Today I attended the JBoss ON the Road stop in Dallas, TX. I have to say it was a great seminar. It was well organizied, the presentations were better then good, and no time was wasted (we installed JBoss ON during lunch).
The schedule looked like it was geared to Application Server admins, but the last session really got my attention (more on it further down this post) so for the price (it’s free) I thought I would attend.
The main point of the seminar, in case the name doesn’t give it away, was JBoss wanting to show off their ON (Operations Network) product. Let me say, I was very impressed with this product. It’s a very slick web-based monitoring tool that includes an interface for doing a ton of admin tasks, also.
You install the server piece to ON on one box and the clients on your other boxes. The server will auto-detect a lot of servers (JBoss AS, Tomcat, etc) and then you go and set up all kinds of alerts for those servers. I won’t go into any more detail here, but I’d recommend you read the info on the JBoss site.

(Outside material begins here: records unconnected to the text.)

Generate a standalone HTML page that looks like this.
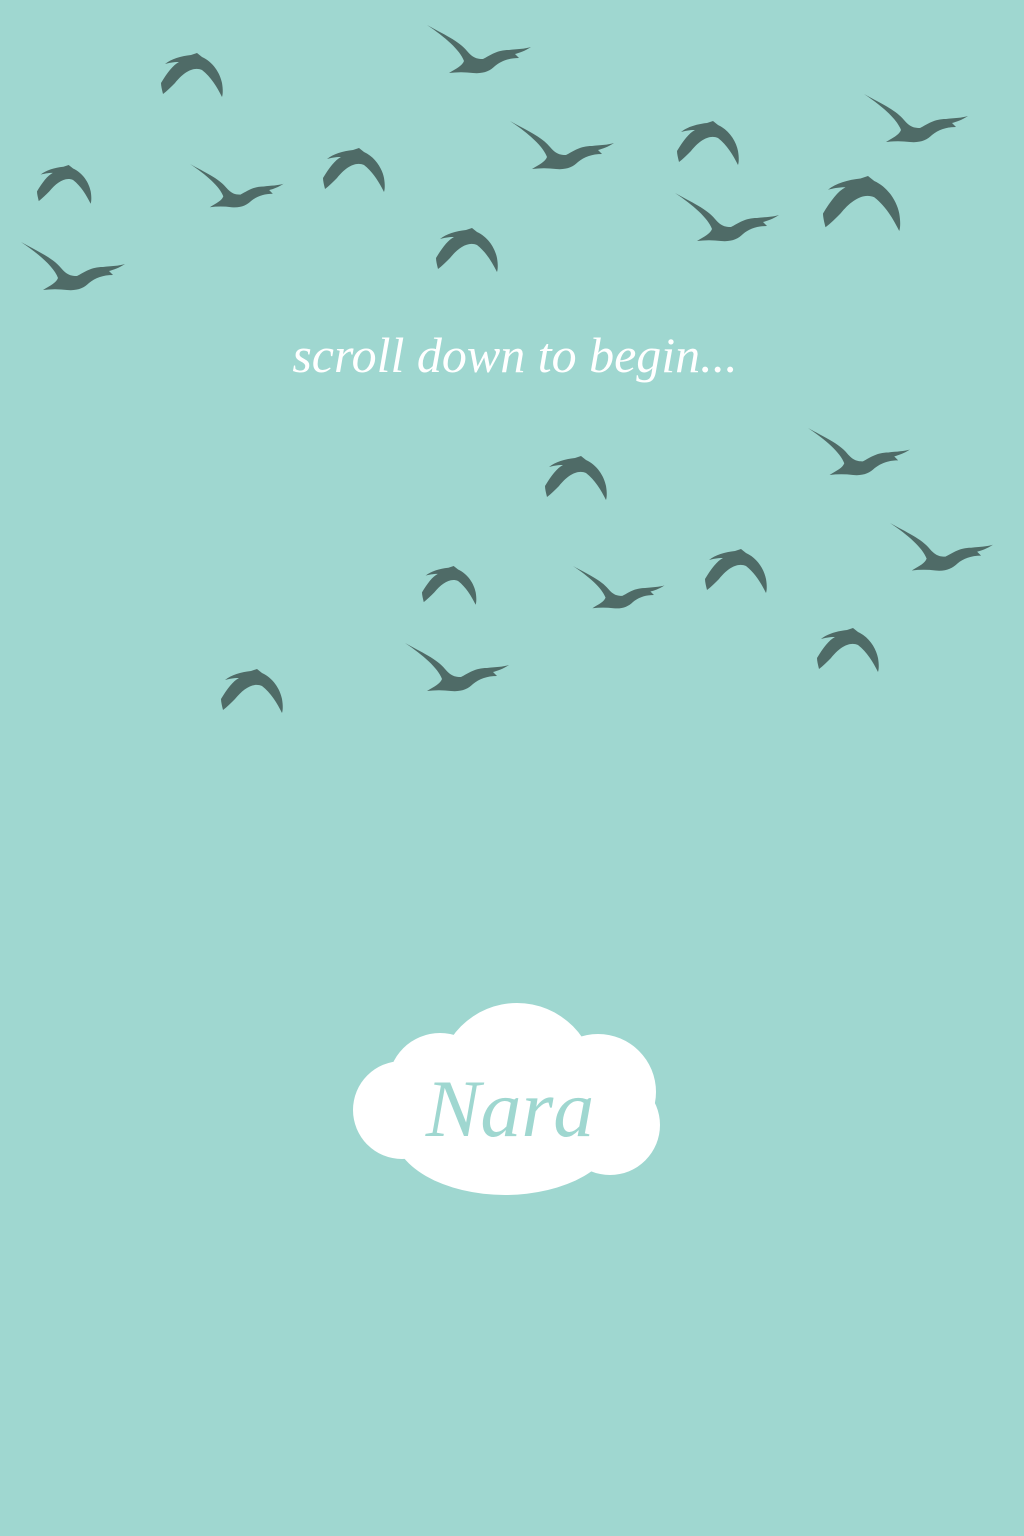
<!DOCTYPE html>
<html><head><meta charset="utf-8"><style>
html,body{margin:0;padding:0}
body{width:1024px;height:1536px;background:#9fd7d0;position:relative;overflow:hidden}
svg{position:absolute;left:0;top:0}
</style></head><body>
<svg width="1024" height="1536" viewBox="0 0 1024 1536">
<defs>
<path id="A" d="M0,0 C16,9 32,16 40,26 C46,33 50,34 56,34 C64,30 70,25 82,25 C90,24 98,24 104,22 C98,26 92,28 88,29 L92,33 C82,33 74,36 68,41 C63,46 56,49 46,48 C38,47 30,47 22,48 C30,43 35,41 37,36 C33,25 18,12 0,0 Z"/>
<path id="B" d="M0,30 C6,20 12,12 18,9 C12,9 8,10 4,11 C10,6 20,3 30,2 L36,0 L41,4 C52,9 59,20 61,30 C62,36 62,41 61,44 C56,34 50,24 41,17 C32,13 22,20 14,30 C10,34 6,38 2,41 C1,37 0,33 0,30 Z"/>
</defs>
<g fill="#4f6b67">
<use href="#A" transform="translate(427,25)"/>
<use href="#A" transform="translate(510,121)"/>
<use href="#A" transform="translate(190,164) scale(0.9)"/>
<use href="#A" transform="translate(21,242)"/>
<use href="#A" transform="translate(675,193)"/>
<use href="#A" transform="translate(864,94)"/>
<use href="#A" transform="translate(808,428) scale(0.98)"/>
<use href="#A" transform="translate(890,523) scale(0.99)"/>
<use href="#A" transform="translate(573,566) scale(0.88)"/>
<use href="#A" transform="translate(405,643)"/>
<use href="#B" transform="translate(161,53)"/>
<use href="#B" transform="translate(37,165) scale(0.88)"/>
<use href="#B" transform="translate(323,148)"/>
<use href="#B" transform="translate(436,228)"/>
<use href="#B" transform="translate(677,121)"/>
<use href="#B" transform="translate(823,176) scale(1.25)"/>
<use href="#B" transform="translate(545,456)"/>
<use href="#B" transform="translate(705,549)"/>
<use href="#B" transform="translate(422,566) scale(0.88)"/>
<use href="#B" transform="translate(817,628)"/>
<use href="#B" transform="translate(221,669)"/>
</g>
<text x="515" y="372" text-anchor="middle" fill="#fff" font-family="Liberation Serif, serif" font-style="italic" font-size="50">scroll down to begin...</text>
<g fill="#fff">
<circle cx="517" cy="1082" r="79"/>
<circle cx="440" cy="1085" r="52"/>
<circle cx="598" cy="1092" r="58"/>
<circle cx="402" cy="1110" r="49"/>
<circle cx="610" cy="1125" r="50"/>
<ellipse cx="505" cy="1130" rx="112" ry="65"/>
</g>
<text x="510" y="1136" text-anchor="middle" fill="#9fd7d0" font-family="Liberation Serif, serif" font-style="italic" font-size="82">Nara</text>
</svg>
</body></html>
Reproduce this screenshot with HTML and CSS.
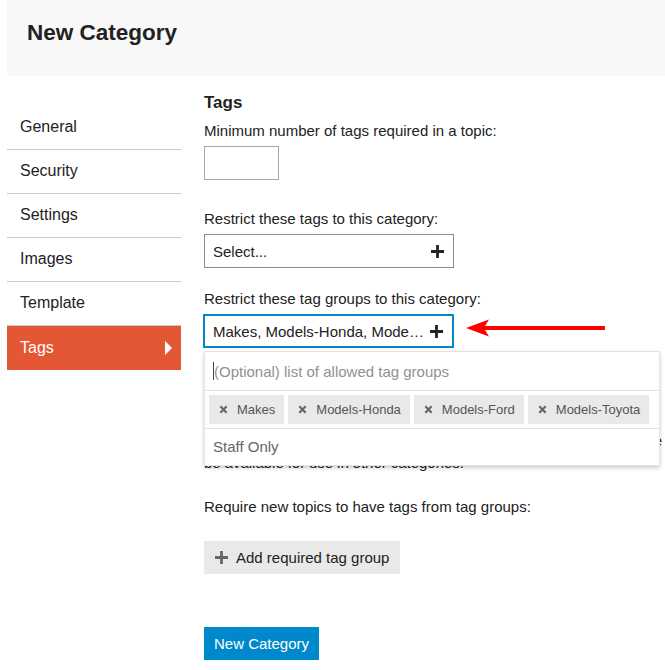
FILE: index.html
```html
<!DOCTYPE html>
<html>
    <head>
        <title>New Category</title>
        <link rel="stylesheet" href="styles.css">
    </head>
    <body>
        <div class="page-header">
            <h1>New Category</h1>
        </div>
        <div class="edit-category">
            <ul class="nav-stacked">
                <li><a href="#">General</a></li>
                <li><a href="#">Security</a></li>
                <li><a href="#">Settings</a></li>
                <li><a href="#">Images</a></li>
                <li><a href="#">Template</a></li>
                <li class="active"><a href="#">Tags</a></li>
            </ul>
            <div class="edit-tab">
                <h2>Tags</h2>
                <label class="field-label">Minimum number of tags required in a topic:</label>
                <input type="text" class="min-tags">

                <label class="field-label spaced">Restrict these tags to this category:</label>
                <div class="chooser">
                    <span class="chooser-value">Select...</span>
                    <svg class="plus" viewBox="0 0 14 14"><path d="M5.5 0h3v5.5H14v3H8.5V14h-3V8.5H0v-3h5.5z"/></svg>
                </div>

                <label class="field-label spaced-sm">Restrict these tag groups to this category:</label>
                <div class="chooser-wrap">
                    <div class="chooser is-open">
                        <span class="chooser-value">Makes, Models-Honda, Models-Ford, Models-Toyota</span>
                        <svg class="plus" viewBox="0 0 14 14"><path d="M5.5 0h3v5.5H14v3H8.5V14h-3V8.5H0v-3h5.5z"/></svg>
                    </div>
                    <svg class="callout" viewBox="0 0 142 20">
                        <path d="M1 10 L24 1.5 L20 8 L140 8 L140 12 L20 12 L24 18.5 Z" fill="#f00"/>
                    </svg>
                    <div class="chooser-dropdown">
                        <div class="filter-row">
                            <span class="caret"></span><span class="placeholder">(Optional) list of allowed tag groups</span>
                        </div>
                        <div class="selected-row">
                            <span class="chip"><svg class="chip-x" viewBox="0 0 10 10"><path d="M1.5 1.5l7 7M8.5 1.5l-7 7"/></svg>Makes</span>
                            <span class="chip"><svg class="chip-x" viewBox="0 0 10 10"><path d="M1.5 1.5l7 7M8.5 1.5l-7 7"/></svg>Models-Honda</span>
                            <span class="chip"><svg class="chip-x" viewBox="0 0 10 10"><path d="M1.5 1.5l7 7M8.5 1.5l-7 7"/></svg>Models-Ford</span>
                            <span class="chip"><svg class="chip-x" viewBox="0 0 10 10"><path d="M1.5 1.5l7 7M8.5 1.5l-7 7"/></svg>Models-Toyota</span>
                        </div>
                        <div class="option-row">Staff Only</div>
                    </div>
                </div>

                <p class="hint">Tags and tag groups above stay in this category; they won't otherwise<br>be available for use in other categories.</p>

                <label class="field-label spaced-md">Require new topics to have tags from tag groups:</label>
                <button class="btn-default">
                    <svg class="plus grey" viewBox="0 0 14 14"><path d="M5.5 0h3v5.5H14v3H8.5V14h-3V8.5H0v-3h5.5z"/></svg>
                    Add required tag group
                </button>

                <div class="footer">
                    <button class="btn-primary">New Category</button>
                </div>
            </div>
        </div>
    </body>
</html>
```

FILE: styles.css
```css
body {
    margin: 0;
    font-family: "Liberation Sans", Arial, sans-serif;
    font-size: 15px;
    color: #222;
    background: #fff;
    overflow: hidden;
}
.page-header {
    margin-left: 7px;
    height: 76px;
    background-color: #f8f8f8;
    padding: 0 20px;
    display: flex;
    align-items: center;
}
.page-header h1 {
    margin: 0 0 10px 0;
    font-size: 22.5px;
    font-weight: bold;
    color: #222;
}
.edit-category {
    display: flex;
    padding-left: 7px;
}
.nav-stacked {
    list-style: none;
    margin: 30px 0 0 0;
    padding: 0;
    width: 174px;
    flex-shrink: 0;
}
.nav-stacked li {
    height: 44px;
    border-bottom: 1px solid #c8c8c8;
    box-sizing: border-box;
}
.nav-stacked li a {
    display: block;
    padding: 0 13px;
    line-height: 42px;
    font-size: 16px;
    color: #222;
    text-decoration: none;
}
.nav-stacked li.active {
    background-color: #e45735;
    border-bottom: none;
    position: relative;
}
.nav-stacked li.active a {
    color: #fff;
    line-height: 44px;
}
.nav-stacked li.active::after {
    content: "";
    position: absolute;
    right: 9px;
    top: 15px;
    border-left: 7px solid #fff;
    border-top: 7px solid transparent;
    border-bottom: 7px solid transparent;
}
.edit-tab {
    margin-left: 23px;
    width: 456px;
    padding-top: 16px;
}
.edit-tab h2 {
    margin: 0;
    font-size: 17px;
    line-height: 22px;
}
.field-label {
    display: block;
    line-height: 20px;
    margin: 7px 0 5px 0;
}
.field-label.spaced {
    margin-top: 29px;
}
.field-label.spaced-sm {
    margin-top: 21px;
}
.field-label.spaced-md {
    margin-top: 23px;
}
.min-tags {
    display: block;
    width: 75px;
    height: 34px;
    box-sizing: border-box;
    border: 1px solid #a8a8a8;
    margin: 0;
    padding: 4px 8px;
    font-size: 15px;
}
.chooser {
    width: 250px;
    height: 34px;
    box-sizing: border-box;
    border: 1px solid #8c8c8c;
    display: flex;
    align-items: center;
    padding: 0 9px 0 8px;
    gap: 4px;
    background: #fff;
}
.chooser-value {
    flex: 1;
    white-space: nowrap;
    overflow: hidden;
    text-overflow: ellipsis;
}
.chooser.is-open {
    border: 2px solid #0088cc;
    width: 251px;
    margin-left: -1px;
    padding-left: 8px;
}
.plus {
    width: 13px;
    height: 13px;
    fill: #222;
    flex-shrink: 0;
}
.plus.grey {
    fill: #666;
}
.chooser-wrap {
    position: relative;
}
.callout {
    position: absolute;
    left: 261px;
    top: 4px;
    width: 142px;
    height: 20px;
}
.chooser-dropdown {
    position: absolute;
    top: 37px;
    left: 0;
    width: 456px;
    box-sizing: border-box;
    background: #fff;
    border: 1px solid #e4e4e4;
    box-shadow: 0 2px 4px rgba(0, 0, 0, 0.2);
    z-index: 2;
}
.filter-row {
    height: 38px;
    border-bottom: 1px solid #e4e4e4;
    display: flex;
    align-items: center;
    padding-left: 8px;
}
.caret {
    width: 1px;
    height: 18px;
    background: #444;
}
.placeholder {
    color: #919191;
}
.selected-row {
    display: flex;
    gap: 4px;
    padding: 4px;
    border-bottom: 1px solid #e4e4e4;
}
.chip {
    background: #e9e9e9;
    color: #555;
    font-size: 13px;
    height: 29px;
    display: flex;
    align-items: center;
    padding: 0 9px 0 10px;
    white-space: nowrap;
    flex-shrink: 0;
}
.chip-x {
    width: 9px;
    height: 9px;
    stroke: #666;
    stroke-width: 2.4;
    fill: none;
    margin-right: 9px;
}
.option-row {
    height: 36px;
    line-height: 36px;
    padding-left: 8px;
    color: #666;
}
.hint {
    margin: 82px 0 0 0;
    line-height: 22px;
    white-space: nowrap;
    word-spacing: -0.3px;
}
.btn-default {
    margin-top: 24px;
    height: 33px;
    border: none;
    background-color: #e9e9e9;
    color: #222;
    font-family: inherit;
    font-size: 15px;
    padding: 0 11px;
    display: flex;
    align-items: center;
    gap: 8px;
    cursor: pointer;
}
.footer {
    margin-top: 53px;
}
.btn-primary {
    height: 33px;
    border: none;
    background-color: #0088cc;
    color: #fff;
    font-family: inherit;
    font-size: 15px;
    padding: 0 10px;
    cursor: pointer;
}
```
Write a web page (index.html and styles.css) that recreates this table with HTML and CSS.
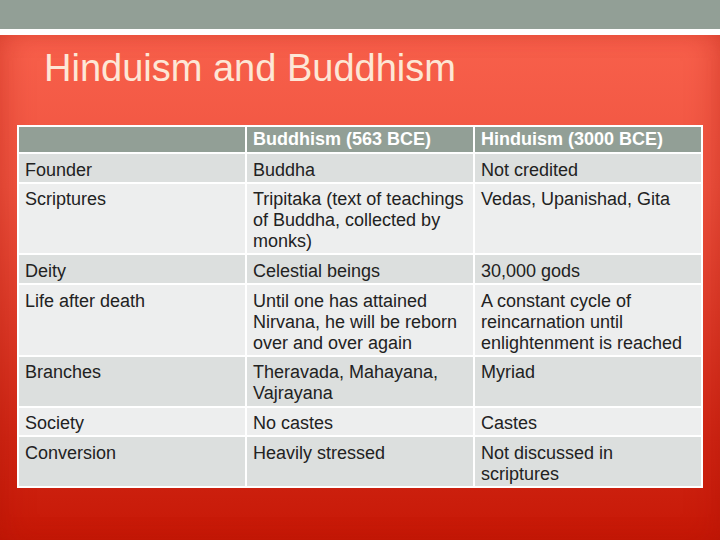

I must add that my excitement for JBoss ON was really high when I read about JBoss open sourcing the ON product, but then one of the speakers rained on my parade by saying he wasn’t sure about the open-sourcing details, and didn’t think the whole product would be release for free. I’m going to enquire on the specifics of the open sourcing announcement.
Easily, the highlight of the seminar was the final session by Chris DeLashmutt on Performance Tuning JBoss on Linux. The session is the main reason I attended because I have worked/work with a client running JBoss on Linux and need some pointers on tuning the install. Chris’ session was SO MUCH MORE then tuning JBoss.
The Performance Tuning session was really a server agnostic talk (until the very end) on how to design, test, deploy, and tune Java/J2EE distributed applications. Chris did an outstanding job talking about tuning garbage collection, the heap, and the jvm stack with the various jvm parameters. He gave a top notch discussion on the specifics of the various garbage collection options and when to use them.
The perf tuning session was 90 minutes of goodness. So good I talked to Chris and the event coordinator about bringing somebody, hopefully Chris, back to Dallas to do the talk for JavaMUG.
Good times…
You might like this too: https://rhstack.108.redhat.com/articles/2006/09/18/java-performance-tuning-on-linux-with-andrew-oliver.html
Andy,
Thanks for stopping by, and thanks for the link. That is another great resource.
Erik
Thank you very much for the review! I very much enjoyed delivering that presentation for the group.
No problem, Chris. It was a dang good seminar!